In the beginning...
At the Last Judgment
I shall not be asked
How many prostrations I made
Or how faithful I was
In my ascetic exercises.
I shall be asked
Did I feed the hungry
Did I clothe the naked
Did I visit the sick and the prisoner?
That is all I shall be asked.
--Mother Maria of Paris
This weblog is dedicated to continuing the legacy of Orthodox Action, the radical Orthodox Christian association founded by St. Maria of Paris. The members of Orthodox Action dedicated themselves to the task of caring for "the least of these": alcoholics and drug addicts, people who had been purged out of mental institutions, pregnant unwed mothers, tuberculosis patients, the poor and homeless. And when the Nazis came, they expanded their ministry of hospitality to hiding Jews, becoming part of the "underground railroad" of the French Resistance that was getting people of Jewish descent out of Paris and into the Unoccupied Territory. For this, Mother Maria was eventually sent to the Ravensbruck concentration camp, where she died on Good Friday, 1945 (for more on the life of St. Maria, see http://www.incommunion.org/skobtsova.htm).

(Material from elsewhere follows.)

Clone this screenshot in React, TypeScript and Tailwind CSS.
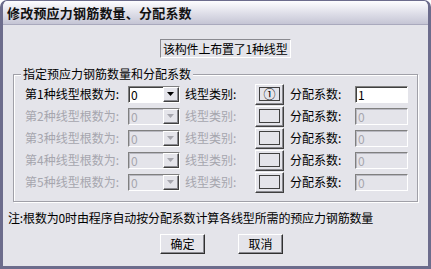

Yet Orthodox Action was also a learning community, where the intelligentsia of the Orthodox Church in Paris came together to learn from one another. People like the philosopher Nikolai Berdyaev and the speculative theologian Fr. Sergei Bulgakov, along with Mother Maria, who was a philosopher and theologian in her own right, discussed how they might create a more just, more compassionate social order. It is my hope that this weblog, through comments and running dialogue, can somehow recapture some of this sense of community.

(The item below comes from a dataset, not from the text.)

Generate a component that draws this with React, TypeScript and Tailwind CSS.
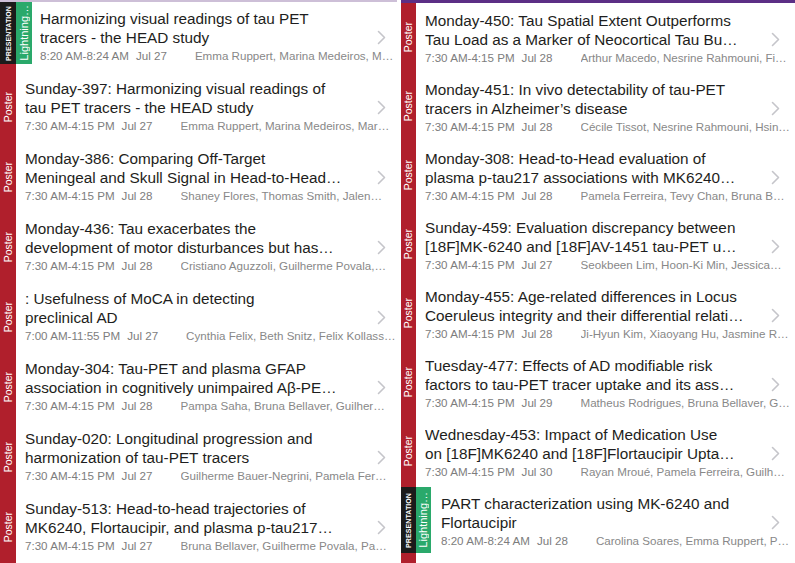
import React from "react";

type Item = {
  kind: "poster" | "pres" | "blank";
  l1: string;
  l2: string;
  time: string;
  date: string;
  authors: string;
};

const blank: Item = { kind: "blank", l1: "", l2: "", time: "", date: "", authors: "" };

const left: Item[] = [
  { kind: "pres", l1: "Harmonizing visual readings of tau PET", l2: "tracers - the HEAD study", time: "8:20 AM-8:24 AM", date: "Jul 27", authors: "Emma Ruppert, Marina Medeiros, M…" },
  { kind: "poster", l1: "Sunday-397: Harmonizing visual readings of", l2: "tau PET tracers - the HEAD study", time: "7:30 AM-4:15 PM", date: "Jul 27", authors: "Emma Ruppert, Marina Medeiros, Mar…" },
  { kind: "poster", l1: "Monday-386: Comparing Off-Target", l2: "Meningeal and Skull Signal in Head-to-Head…", time: "7:30 AM-4:15 PM", date: "Jul 28", authors: "Shaney Flores, Thomas Smith, Jalen…" },
  { kind: "poster", l1: "Monday-436: Tau exacerbates the", l2: "development of motor disturbances but has…", time: "7:30 AM-4:15 PM", date: "Jul 28", authors: "Cristiano Aguzzoli, Guilherme Povala,…" },
  { kind: "poster", l1: ": Usefulness of MoCA in detecting", l2: "preclinical AD", time: "7:00 AM-11:55 PM", date: "Jul 27", authors: "Cynthia Felix, Beth Snitz, Felix Kollass…" },
  { kind: "poster", l1: "Monday-304: Tau-PET and plasma GFAP", l2: "association in cognitively unimpaired Aβ-PE…", time: "7:30 AM-4:15 PM", date: "Jul 28", authors: "Pampa Saha, Bruna Bellaver, Guilher…" },
  { kind: "poster", l1: "Sunday-020: Longitudinal progression and", l2: "harmonization of tau-PET tracers", time: "7:30 AM-4:15 PM", date: "Jul 27", authors: "Guilherme Bauer-Negrini, Pamela Fer…" },
  { kind: "poster", l1: "Sunday-513: Head-to-head trajectories of", l2: "MK6240, Flortaucipir, and plasma p-tau217…", time: "7:30 AM-4:15 PM", date: "Jul 27", authors: "Bruna Bellaver, Guilherme Povala, Pa…" },
  blank,
];

const right: Item[] = [
  { kind: "poster", l1: "Monday-450: Tau Spatial Extent Outperforms", l2: "Tau Load as a Marker of Neocortical Tau Bu…", time: "7:30 AM-4:15 PM", date: "Jul 28", authors: "Arthur Macedo, Nesrine Rahmouni, Fi…" },
  { kind: "poster", l1: "Monday-451: In vivo detectability of tau-PET", l2: "tracers in Alzheimer’s disease", time: "7:30 AM-4:15 PM", date: "Jul 28", authors: "Cécile Tissot, Nesrine Rahmouni, Hsin…" },
  { kind: "poster", l1: "Monday-308: Head-to-Head evaluation of", l2: "plasma p-tau217 associations with MK6240…", time: "7:30 AM-4:15 PM", date: "Jul 28", authors: "Pamela Ferreira, Tevy Chan, Bruna B…" },
  { kind: "poster", l1: "Sunday-459: Evaluation discrepancy between", l2: "[18F]MK-6240 and [18F]AV-1451 tau-PET u…", time: "7:30 AM-4:15 PM", date: "Jul 27", authors: "Seokbeen Lim, Hoon-Ki Min, Jessica…" },
  { kind: "poster", l1: "Monday-455: Age-related differences in Locus", l2: "Coeruleus integrity and their differential relati…", time: "7:30 AM-4:15 PM", date: "Jul 28", authors: "Ji-Hyun Kim, Xiaoyang Hu, Jasmine R…" },
  { kind: "poster", l1: "Tuesday-477: Effects of AD modifiable risk", l2: "factors to tau-PET tracer uptake and its ass…", time: "7:30 AM-4:15 PM", date: "Jul 29", authors: "Matheus Rodrigues, Bruna Bellaver, G…" },
  { kind: "poster", l1: "Wednesday-453: Impact of Medication Use", l2: "on [18F]MK6240 and [18F]Flortaucipir Upta…", time: "7:30 AM-4:15 PM", date: "Jul 30", authors: "Rayan Mroué, Pamela Ferreira, Guilh…" },
  { kind: "pres", l1: "PART characterization using MK-6240 and", l2: "Flortaucipir", time: "8:20 AM-8:24 AM", date: "Jul 28", authors: "Carolina Soares, Emma Ruppert, P…" },
  blank,
];

function Chevron() {
  return (
    <svg width="9" height="15" viewBox="0 0 9 15" fill="none">
      <path d="M1.5 1.5 L7.5 7.5 L1.5 13.5" stroke="#c5c5ca" strokeWidth="1.6" strokeLinecap="round" strokeLinejoin="round" />
    </svg>
  );
}

type Cfg = {
  rowH: string;
  stripW: string;
  greenW: string;
  presH: string;
  presMt: string;
  posterPad: string;
  presPad: string;
  chevMr: string;
  pt: string;
};

function Row({ item, cfg }: { item: Item; cfg: Cfg }) {
  const pres = item.kind === "pres";
  if (item.kind === "blank") {
    return (
      <div className={`flex ${cfg.rowH} shrink-0`}>
        <div className={`${cfg.stripW} shrink-0 bg-[#b01f2c]`} />
      </div>
    );
  }
  return (
    <div className={`flex ${cfg.rowH} shrink-0`}>
      <div className={`${cfg.stripW} shrink-0 bg-[#b01f2c] flex flex-col`}>
        {pres ? (
          <div className={`${cfg.presH} ${cfg.presMt} bg-[#1b1b1b] flex items-center justify-center`}>
            <span className="[writing-mode:vertical-rl] rotate-180 text-white font-bold text-[7px] leading-none tracking-[0.1px]">
              PRESENTATION
            </span>
          </div>
        ) : (
          <div className="flex-1 flex items-center justify-center">
            <span className="[writing-mode:vertical-rl] rotate-180 text-white text-[10.5px] leading-none">Poster</span>
          </div>
        )}
      </div>
      {pres && (
        <div className={`${cfg.greenW} shrink-0 flex flex-col`}>
          <div className={`${cfg.presH} ${cfg.presMt} bg-[#2aa96b] flex items-center justify-center`}>
            <span className="[writing-mode:vertical-rl] rotate-180 text-white text-[11px] leading-none">Lightning…</span>
          </div>
        </div>
      )}
      <div className={`flex-1 min-w-0 flex flex-col ${cfg.pt} ${pres ? cfg.presPad : cfg.posterPad} pr-[1px]`}>
        <div className="flex">
          <div className="flex-1 min-w-0 text-[15.3px] leading-[19px] text-[#1e1e20] whitespace-nowrap overflow-hidden">
            <div className="overflow-hidden">{item.l1}</div>
            <div className="overflow-hidden">{item.l2}</div>
          </div>
          <div className={`shrink-0 pt-[21px] pl-[6px] ${cfg.chevMr}`}>
            <Chevron />
          </div>
        </div>
        <div className="mt-[2px] flex items-center h-[14px] text-[11.6px] leading-[14px] whitespace-nowrap">
          <span className="text-[#7d7d7d] shrink-0">{item.time}</span>
          <span className="text-[#7d7d7d] shrink-0 ml-[7px]">{item.date}</span>
          <span className="text-[#888888] ml-[28px] min-w-0 overflow-hidden">{item.authors}</span>
        </div>
      </div>
    </div>
  );
}

const leftCfg: Cfg = {
  rowH: "h-[70px]",
  stripW: "w-[16px]",
  greenW: "w-[16px]",
  presH: "h-[62px]",
  presMt: "mt-0",
  posterPad: "pl-[9px]",
  presPad: "pl-[8px]",
  chevMr: "mr-[10px]",
  pt: "pt-[7px]",
};

const rightCfg: Cfg = {
  rowH: "h-[69px]",
  stripW: "w-[15px]",
  greenW: "w-[15px]",
  presH: "h-[66px]",
  presMt: "mt-[1px]",
  posterPad: "pl-[9px]",
  presPad: "pl-[10px]",
  chevMr: "mr-[14px]",
  pt: "pt-[8px]",
};

export default function App() {
  return (
    <div
      className="w-[795px] h-[563px] overflow-hidden bg-white flex"
      style={{ fontFamily: '"Liberation Sans", Arial, Helvetica, sans-serif' }}
    >
      <div className="w-[397px] shrink-0 flex flex-col border-t-2 border-[#cdbfd7] overflow-hidden">
        {left.map((it, i) => (
          <Row key={i} item={it} cfg={leftCfg} />
        ))}
      </div>
      <div className="w-[4px] shrink-0" />
      <div className="w-[394px] shrink-0 flex flex-col border-t-[3px] border-[#5c2f85] overflow-hidden">
        {right.map((it, i) => (
          <Row key={i} item={it} cfg={rightCfg} />
        ))}
      </div>
    </div>
  );
}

We in the Orthodox Church pride ourselves on having kept "the mind of the Fathers." But have we kept the heart of the Fathers, their radical commitment to justice and mercy? Or are we stuffing our cassocks into our ears and muttering the Jesus Prayer to drown out the screams of the dying? We have a long history of organized social endeavor: St. John Chrysostom, who was feeding and housing 3,000 people each day as the parish priest of the poorest slum in Antioch; St. Basil the Great, who founded the first hospital system in the Byzantine Empire; St. John the Merciful, working for radical social change among the refugee population of Alexandria; and St. Sampson the Hospitable, who founded a clinic that not only offered free medical care, but ensured that his patients were fed and clothed as well (see my profile). But how is this aspect of our tradition reflected in our everyday practice? Where are our hospitals, and shelters, and soup kitchens?
Possible topics for future discussion: liberation theology, socialism, the peace movement, living in intentional community.

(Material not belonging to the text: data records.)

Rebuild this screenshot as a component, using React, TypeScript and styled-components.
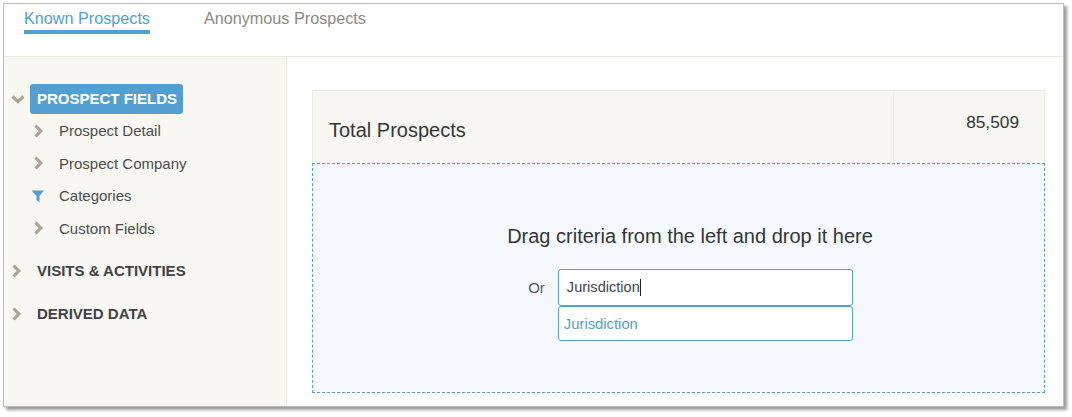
import styled, { createGlobalStyle } from 'styled-components'

const GlobalStyle = createGlobalStyle`
  html, body {
    margin: 0;
    padding: 0;
    background: #fff;
    font-family: "Liberation Sans", Arial, sans-serif;
  }
`

const Page = styled.div`
  width: 1072px;
  height: 417px;
  padding: 3px 0 0 3px;
  box-sizing: border-box;
  overflow: hidden;
`

const Frame = styled.div`
  width: 1061px;
  height: 404px;
  box-sizing: border-box;
  border: 1px solid #bdbdbd;
  background: #fff;
  box-shadow: 3px 3px 3px #9a9a9a;
  display: flex;
  flex-direction: column;
`

const Tabs = styled.div`
  height: 53px;
  flex: none;
  box-sizing: border-box;
  border-bottom: 1px solid #ece9dc;
  display: flex;
  gap: 54px;
  padding-left: 20px;
`

const Tab = styled.div<{ $active?: boolean }>`
  height: 30px;
  box-sizing: border-box;
  padding-top: 5px;
  font-size: 16.2px;
  line-height: 18px;
  color: ${(p) => (p.$active ? '#529fd0' : '#8a8a84')};
  border-bottom: ${(p) => (p.$active ? '4px solid #529fd0' : 'none')};
`

const Body = styled.div`
  flex: 1;
  display: flex;
  min-height: 0;
`

const Sidebar = styled.div`
  width: 283px;
  flex: none;
  box-sizing: border-box;
  background: #f8f7f2;
  border-right: 1px solid #ece9dc;
  padding-top: 27px;
`

const SectionRow = styled.div<{ $gap?: number }>`
  display: flex;
  align-items: center;
  padding-left: 6px;
  margin-top: ${(p) => p.$gap ?? 0}px;
`

const Caret = styled.svg`
  width: 14px;
  height: 14px;
  flex: none;
`

const ActiveSection = styled.div`
  margin-left: 6px;
  height: 30px;
  padding: 0 6px 0 7px;
  border-radius: 3px;
  background: #529fd0;
  color: #fff;
  font-size: 15px;
  font-weight: 700;
  line-height: 30px;
`

const Section = styled.div`
  margin-left: 13px;
  color: #3f4247;
  font-size: 15px;
  font-weight: 700;
  line-height: 18px;
`

const Items = styled.div`
  display: flex;
  flex-direction: column;
  padding-left: 28px;
  padding-top: 0.4px;
`

const Item = styled.div`
  height: 32.6px;
  display: flex;
  align-items: center;
  gap: 13px;
  color: #4b4d50;
  font-size: 15px;
`

const Main = styled.div`
  flex: 1;
  padding: 33px 18px 0 25px;
`

const Totals = styled.div`
  display: flex;
  height: 73px;
  box-sizing: border-box;
  background: #f8f6f0;
  border: 1px solid #ece9dc;
  border-bottom: none;
`

const TotalLabel = styled.div`
  width: 581px;
  box-sizing: border-box;
  border-right: 1px solid #ece9dc;
  padding: 28px 0 0 16px;
  font-size: 20px;
  line-height: 22px;
  color: #333639;
`

const TotalValue = styled.div`
  flex: 1;
  padding: 21px 25px 0 0;
  text-align: right;
  font-size: 17.3px;
  line-height: 20px;
  color: #333639;
`

const DropZone = styled.div`
  height: 230px;
  box-sizing: border-box;
  background: #f5f9fe;
  border: 1px dashed #529fd0;
  padding-top: 61px;
  display: flex;
  flex-direction: column;
  align-items: center;
`

const Hint = styled.div`
  font-size: 20px;
  line-height: 22px;
  color: #333639;
  margin-left: 23px;
`

const Picker = styled.div`
  display: flex;
  gap: 13px;
  margin-top: 22px;
  margin-left: 24px;
`

const OrLabel = styled.div`
  font-size: 15px;
  line-height: 37px;
  color: #55575a;
`

const PickerColumn = styled.div`
  width: 295px;
  display: flex;
  flex-direction: column;
`

const SearchBox = styled.div`
  height: 37px;
  box-sizing: border-box;
  background: #fff;
  border: 1px solid #529fd0;
  border-radius: 3px;
  padding-left: 8px;
  font-size: 14.6px;
  line-height: 35px;
  color: #44474a;
`

const Cursor = styled.span`
  display: inline-block;
  width: 1px;
  height: 17px;
  background: #222;
  vertical-align: -4px;
`

const Suggestion = styled.div`
  height: 35px;
  box-sizing: border-box;
  background: #fff;
  border: 1px solid #529fd0;
  border-radius: 3px;
  padding-left: 5px;
  font-size: 14.8px;
  line-height: 35px;
  color: #529fd0;
`

const ChevronRight = () => (
  <Caret viewBox="0 0 14 14">
    <path d="M3.5 1.5 L8.8 7 L3.5 12.5" fill="none" stroke="#aca391" strokeWidth="3.2" />
  </Caret>
)

const ChevronDown = () => (
  <Caret viewBox="0 0 14 14">
    <path d="M2.5 4.5 L8 9.5 L13.5 4.5" fill="none" stroke="#aca391" strokeWidth="3.2" />
  </Caret>
)

const Funnel = () => (
  <Caret viewBox="0 0 14 14">
    <path d="M-0.5 1.5 H12 L7.5 7 V13.5 L4.5 11 V7 Z" fill="#529fd0" />
  </Caret>
)

const fields = [
  { label: 'Prospect Detail', icon: <ChevronRight /> },
  { label: 'Prospect Company', icon: <ChevronRight /> },
  { label: 'Categories', icon: <Funnel /> },
  { label: 'Custom Fields', icon: <ChevronRight /> },
]

export default function App() {
  return (
    <Page>
      <GlobalStyle />
      <Frame>
        <Tabs>
          <Tab $active>Known Prospects</Tab>
          <Tab>Anonymous Prospects</Tab>
        </Tabs>
        <Body>
          <Sidebar>
            <SectionRow>
              <ChevronDown />
              <ActiveSection>PROSPECT FIELDS</ActiveSection>
            </SectionRow>
            <Items>
              {fields.map((f) => (
                <Item key={f.label}>
                  {f.icon}
                  {f.label}
                </Item>
              ))}
            </Items>
            <SectionRow $gap={17.6}>
              <ChevronRight />
              <Section>VISITS &amp; ACTIVITIES</Section>
            </SectionRow>
            <SectionRow $gap={25}>
              <ChevronRight />
              <Section>DERIVED DATA</Section>
            </SectionRow>
          </Sidebar>
          <Main>
            <Totals>
              <TotalLabel>Total Prospects</TotalLabel>
              <TotalValue>85,509</TotalValue>
            </Totals>
            <DropZone>
              <Hint>Drag criteria from the left and drop it here</Hint>
              <Picker>
                <OrLabel>Or</OrLabel>
                <PickerColumn>
                  <SearchBox>
                    Jurisdiction
                    <Cursor />
                  </SearchBox>
                  <Suggestion>Jurisdiction</Suggestion>
                </PickerColumn>
              </Picker>
            </DropZone>
          </Main>
        </Body>
      </Frame>
    </Page>
  )
}
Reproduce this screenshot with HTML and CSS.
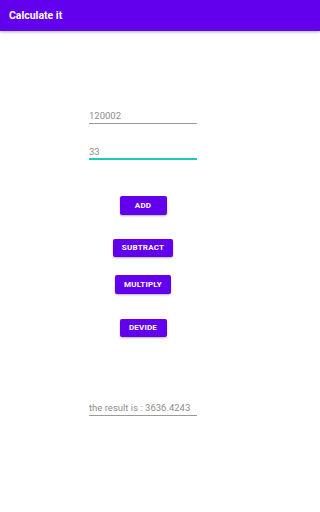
FILE: index.html
```html
<!DOCTYPE html>
<html>
<head>
<meta charset="utf-8">
<link rel="stylesheet" href="styles.css">
</head>
<body>
<header class="appbar"><span class="title">Calculate it</span></header>
<main class="content">
  <div class="field field-first">120002</div>
  <div class="field field-focused">33</div>
  <button class="btn btn-add">ADD</button>
  <button class="btn btn-sub">SUBTRACT</button>
  <button class="btn btn-mul">MULTIPLY</button>
  <button class="btn btn-div">DEVIDE</button>
  <div class="field field-result">the result is : 3636.4243</div>
</main>
</body>
</html>
```
FILE: styles.css
```css
html, body {
  margin: 0;
  padding: 0;
  background: #ffffff;
  font-family: Roboto, "Liberation Sans", sans-serif;
}
.appbar {
  height: 31px;
  background: #6200ee;
  display: flex;
  align-items: center;
  padding-left: 9px;
  box-shadow: 0 1px 3px rgba(0, 0, 0, 0.3);
}
.title {
  color: #ffffff;
  font-size: 10.5px;
  font-weight: 700;
}
.content {
  width: 286px;
  display: flex;
  flex-direction: column;
  align-items: center;
}
.field {
  width: 108px;
  box-sizing: border-box;
  font-size: 9.5px;
  line-height: 12px;
  color: #8e8e8e;
  padding-bottom: 1px;
  border-bottom: 1px solid #9a9a9a;
}
.field-first {
  margin-top: 79px;
}
.field-focused {
  margin-top: 22px;
  padding-bottom: 0;
  border-bottom: 2px solid #1ccab6;
}
.field-result {
  margin-top: 65px;
}
.btn {
  height: 18.5px;
  min-width: 47px;
  padding: 0 9px;
  border: none;
  border-radius: 2px;
  background: #6200ee;
  color: #ffffff;
  font-family: Roboto, "Liberation Sans", sans-serif;
  font-size: 8px;
  font-weight: 700;
  letter-spacing: 0.2px;
  box-shadow: 0 1px 2px rgba(0, 0, 0, 0.3);
}
.btn-add { margin-top: 36px; }
.btn-sub { margin-top: 24px; }
.btn-mul { margin-top: 18px; }
.btn-div { margin-top: 25px; }
```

We'll see where this goes...
3 comments:
I just finished reading Pearl of Great Price this week. WOW.
Sampson... I think I have a lot to learn. For the first time the life of my own patron saint, Saint Anastasia, makes a connection. I've always felt a bit estranged from her before now.
Thank you for creating this blog. I have an affinity for St. Maria Skobtsova and what her ministry achieved in Paris. I just found this site tonight so I don't have much else to offer but my thanks and interest. I'm going to link your blog to mine.